What Was Fate of French Foreign Legion?

Conceived in fear and mistrust, this fighting force of unmanageable misfits and deserters survived, thrived and earned its country’s grudging respect.
Time was, films about the French Foreign Legion were themselves legion. P.C. Wren’s 1924 romantic novel, Beau Geste, unleashed a sandstorm of popular legion-inspired celluloid. Filmmakers have since released at least four movies directly based on the novel, with stars ranging from Ronald Colman to Gary Cooper and Telly Savalas, while scores of other legion-related films produced in the 20th century practically constitute their own genre of outback swashbucklers. But moviegoers’ ardor for films about stouthearted maverick legionnaires has faded so in recent years (the latest iteration was Deserter in 2002) that the most commonly asked question about the French Foreign Legion today is, “Mon Dieu, does that thing still exist?”
The legion was conceived as a provisional solution to a fleeting problem —the migration of undesirable persons into France in the wake of revolutions throughout Europe in 1830–31.
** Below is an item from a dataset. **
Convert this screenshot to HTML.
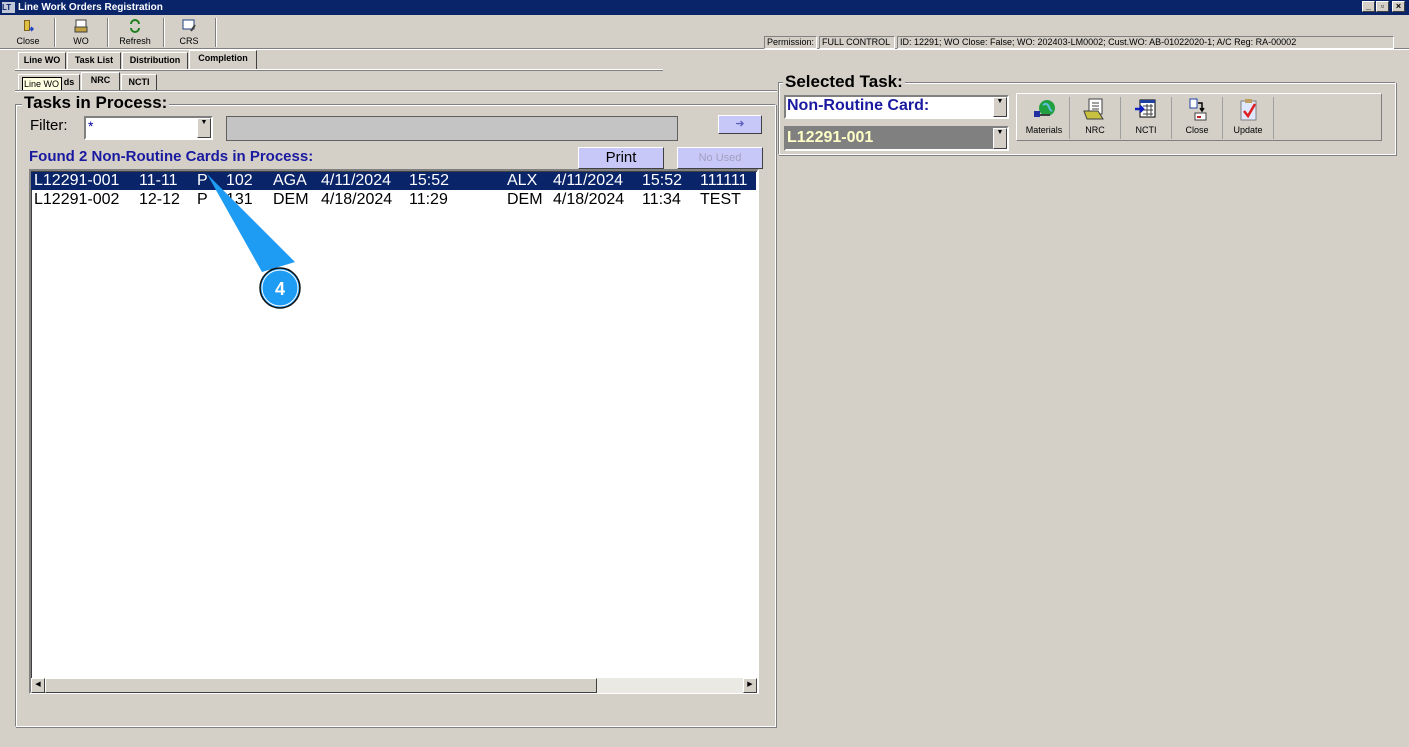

In retrospect, a military remedy to illegal immigration appears both contemporary and imaginative. The July Revolution of 1830 had resuscitated the French Revolutionary concept of a citizen army and led to disbandment of the Swiss Guards and other foreign formations that had enforced Bourbon mastery of such uprisings. To address the resulting coagulation of refugees in French cities, King Louis-Philippe on March 9, 1831, signed into law an act creating a ghetto foreign force within a citizen army. Recruiters quickly enlisted the undesirable aliens and packed them off to Algiers — et adieu, la Légion!